WHAT NEEDS TO BE DONE: Check every line for the word "this" and give the number of lines where it occurs, nothing else.

WORKING DATA:
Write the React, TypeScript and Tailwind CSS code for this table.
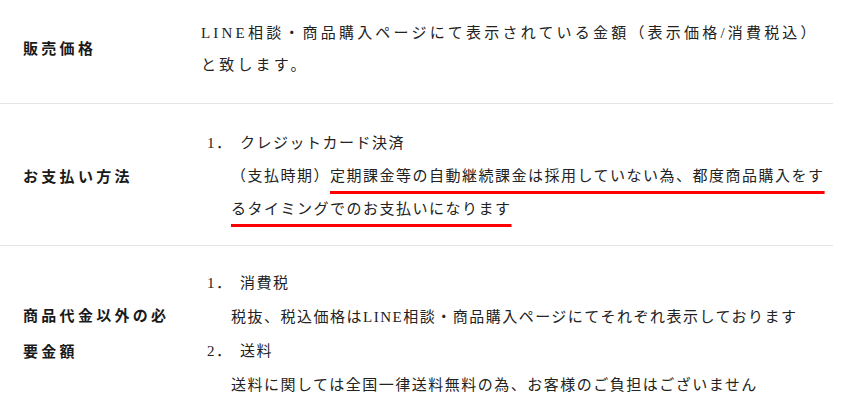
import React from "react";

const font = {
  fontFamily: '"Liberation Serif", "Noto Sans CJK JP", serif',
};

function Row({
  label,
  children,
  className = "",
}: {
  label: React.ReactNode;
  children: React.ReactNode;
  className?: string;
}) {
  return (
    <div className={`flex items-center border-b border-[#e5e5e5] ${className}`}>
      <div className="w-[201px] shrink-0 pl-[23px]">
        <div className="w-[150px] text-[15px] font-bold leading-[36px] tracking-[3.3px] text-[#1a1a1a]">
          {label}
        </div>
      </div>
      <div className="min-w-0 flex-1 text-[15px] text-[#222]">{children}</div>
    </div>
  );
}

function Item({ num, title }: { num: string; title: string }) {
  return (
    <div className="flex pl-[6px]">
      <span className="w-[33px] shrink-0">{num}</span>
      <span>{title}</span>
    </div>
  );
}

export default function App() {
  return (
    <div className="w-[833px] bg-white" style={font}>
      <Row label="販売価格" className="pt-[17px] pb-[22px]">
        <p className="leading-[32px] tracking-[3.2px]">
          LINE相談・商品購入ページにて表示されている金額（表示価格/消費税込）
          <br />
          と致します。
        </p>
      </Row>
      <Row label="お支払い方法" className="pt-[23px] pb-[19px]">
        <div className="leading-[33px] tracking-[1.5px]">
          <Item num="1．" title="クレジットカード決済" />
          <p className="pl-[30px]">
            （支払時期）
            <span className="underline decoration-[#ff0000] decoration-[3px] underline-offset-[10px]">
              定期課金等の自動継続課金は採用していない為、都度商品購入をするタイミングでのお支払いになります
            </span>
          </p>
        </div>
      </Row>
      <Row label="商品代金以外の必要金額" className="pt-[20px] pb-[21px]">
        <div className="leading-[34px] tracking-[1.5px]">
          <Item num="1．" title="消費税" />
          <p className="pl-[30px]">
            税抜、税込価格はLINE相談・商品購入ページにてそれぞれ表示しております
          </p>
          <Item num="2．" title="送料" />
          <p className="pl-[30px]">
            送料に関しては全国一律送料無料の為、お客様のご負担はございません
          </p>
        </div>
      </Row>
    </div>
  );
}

--

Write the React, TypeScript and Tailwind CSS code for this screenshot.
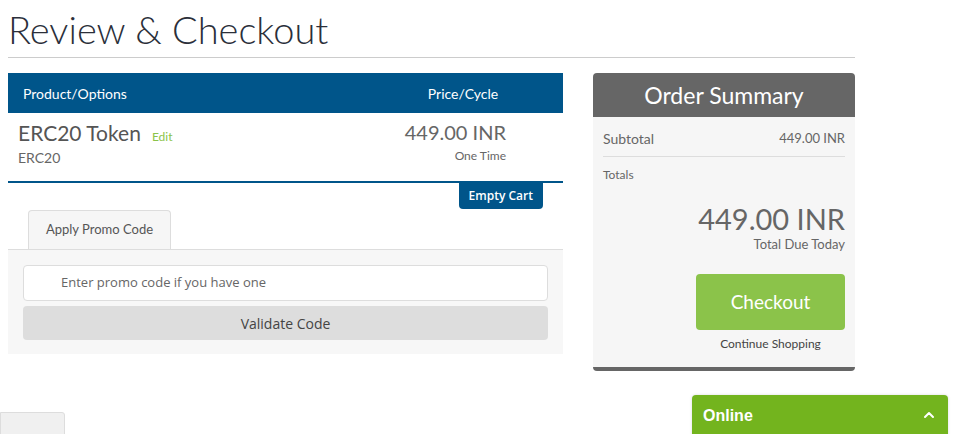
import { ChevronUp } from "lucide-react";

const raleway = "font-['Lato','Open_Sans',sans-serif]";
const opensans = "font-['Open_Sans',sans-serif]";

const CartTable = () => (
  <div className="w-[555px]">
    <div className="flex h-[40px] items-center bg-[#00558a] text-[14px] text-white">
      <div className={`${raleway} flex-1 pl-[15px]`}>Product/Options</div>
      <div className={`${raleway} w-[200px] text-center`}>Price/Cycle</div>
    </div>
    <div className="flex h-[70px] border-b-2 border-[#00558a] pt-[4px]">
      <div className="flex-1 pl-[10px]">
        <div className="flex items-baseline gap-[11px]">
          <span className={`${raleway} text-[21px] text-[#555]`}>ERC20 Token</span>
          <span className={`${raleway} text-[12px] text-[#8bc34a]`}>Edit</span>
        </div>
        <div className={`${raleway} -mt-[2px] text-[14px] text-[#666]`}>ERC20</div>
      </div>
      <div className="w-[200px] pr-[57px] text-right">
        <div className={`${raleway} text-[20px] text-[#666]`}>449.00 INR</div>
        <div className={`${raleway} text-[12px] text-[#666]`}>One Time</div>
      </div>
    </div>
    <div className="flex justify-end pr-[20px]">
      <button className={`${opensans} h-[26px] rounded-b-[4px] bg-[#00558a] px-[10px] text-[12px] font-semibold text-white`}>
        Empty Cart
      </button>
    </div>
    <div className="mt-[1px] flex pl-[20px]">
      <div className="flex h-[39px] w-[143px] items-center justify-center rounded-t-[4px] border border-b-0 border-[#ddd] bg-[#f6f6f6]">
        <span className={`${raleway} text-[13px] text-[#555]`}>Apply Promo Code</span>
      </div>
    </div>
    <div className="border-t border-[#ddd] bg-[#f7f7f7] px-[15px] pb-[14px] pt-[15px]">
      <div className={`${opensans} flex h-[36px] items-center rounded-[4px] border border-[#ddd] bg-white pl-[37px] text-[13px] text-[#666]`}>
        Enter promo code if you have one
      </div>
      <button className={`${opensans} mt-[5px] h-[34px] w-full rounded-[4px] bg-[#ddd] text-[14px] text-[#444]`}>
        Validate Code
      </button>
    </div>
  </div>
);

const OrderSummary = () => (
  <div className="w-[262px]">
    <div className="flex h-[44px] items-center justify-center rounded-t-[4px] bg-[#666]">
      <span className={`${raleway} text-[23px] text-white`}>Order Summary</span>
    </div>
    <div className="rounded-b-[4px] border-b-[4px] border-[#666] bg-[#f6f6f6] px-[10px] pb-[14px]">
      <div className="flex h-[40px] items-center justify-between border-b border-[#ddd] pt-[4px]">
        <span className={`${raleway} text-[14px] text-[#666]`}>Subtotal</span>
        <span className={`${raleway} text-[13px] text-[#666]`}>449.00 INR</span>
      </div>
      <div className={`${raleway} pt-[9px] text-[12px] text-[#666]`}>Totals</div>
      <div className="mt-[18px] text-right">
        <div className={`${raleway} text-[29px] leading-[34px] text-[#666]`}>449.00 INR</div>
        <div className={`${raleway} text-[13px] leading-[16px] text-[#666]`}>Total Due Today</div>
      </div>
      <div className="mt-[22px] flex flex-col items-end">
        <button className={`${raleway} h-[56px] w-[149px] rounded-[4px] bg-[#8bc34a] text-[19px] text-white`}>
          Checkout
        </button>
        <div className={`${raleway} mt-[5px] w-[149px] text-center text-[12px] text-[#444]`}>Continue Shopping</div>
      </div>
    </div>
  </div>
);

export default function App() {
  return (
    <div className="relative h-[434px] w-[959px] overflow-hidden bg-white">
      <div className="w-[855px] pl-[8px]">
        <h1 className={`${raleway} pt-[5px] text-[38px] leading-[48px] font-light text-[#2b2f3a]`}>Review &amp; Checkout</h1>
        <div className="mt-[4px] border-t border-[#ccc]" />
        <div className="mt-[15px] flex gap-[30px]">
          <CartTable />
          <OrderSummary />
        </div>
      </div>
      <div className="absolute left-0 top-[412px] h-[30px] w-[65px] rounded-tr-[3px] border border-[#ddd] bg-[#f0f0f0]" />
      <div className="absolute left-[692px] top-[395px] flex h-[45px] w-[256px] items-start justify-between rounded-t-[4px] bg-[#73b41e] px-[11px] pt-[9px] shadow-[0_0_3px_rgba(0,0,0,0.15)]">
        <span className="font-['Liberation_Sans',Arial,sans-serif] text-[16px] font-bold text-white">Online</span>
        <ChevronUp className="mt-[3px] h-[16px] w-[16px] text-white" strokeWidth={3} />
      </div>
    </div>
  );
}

* * *

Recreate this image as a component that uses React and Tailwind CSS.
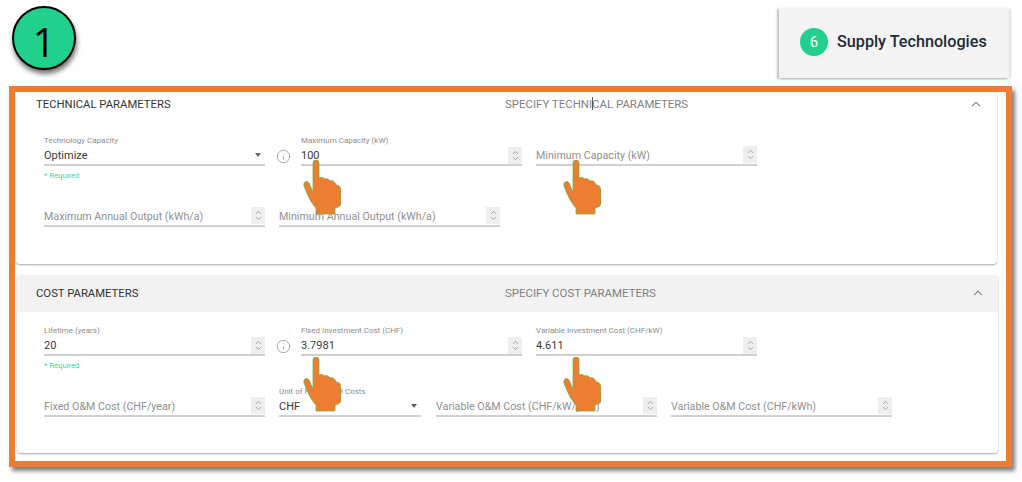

THE SOLUTION: 3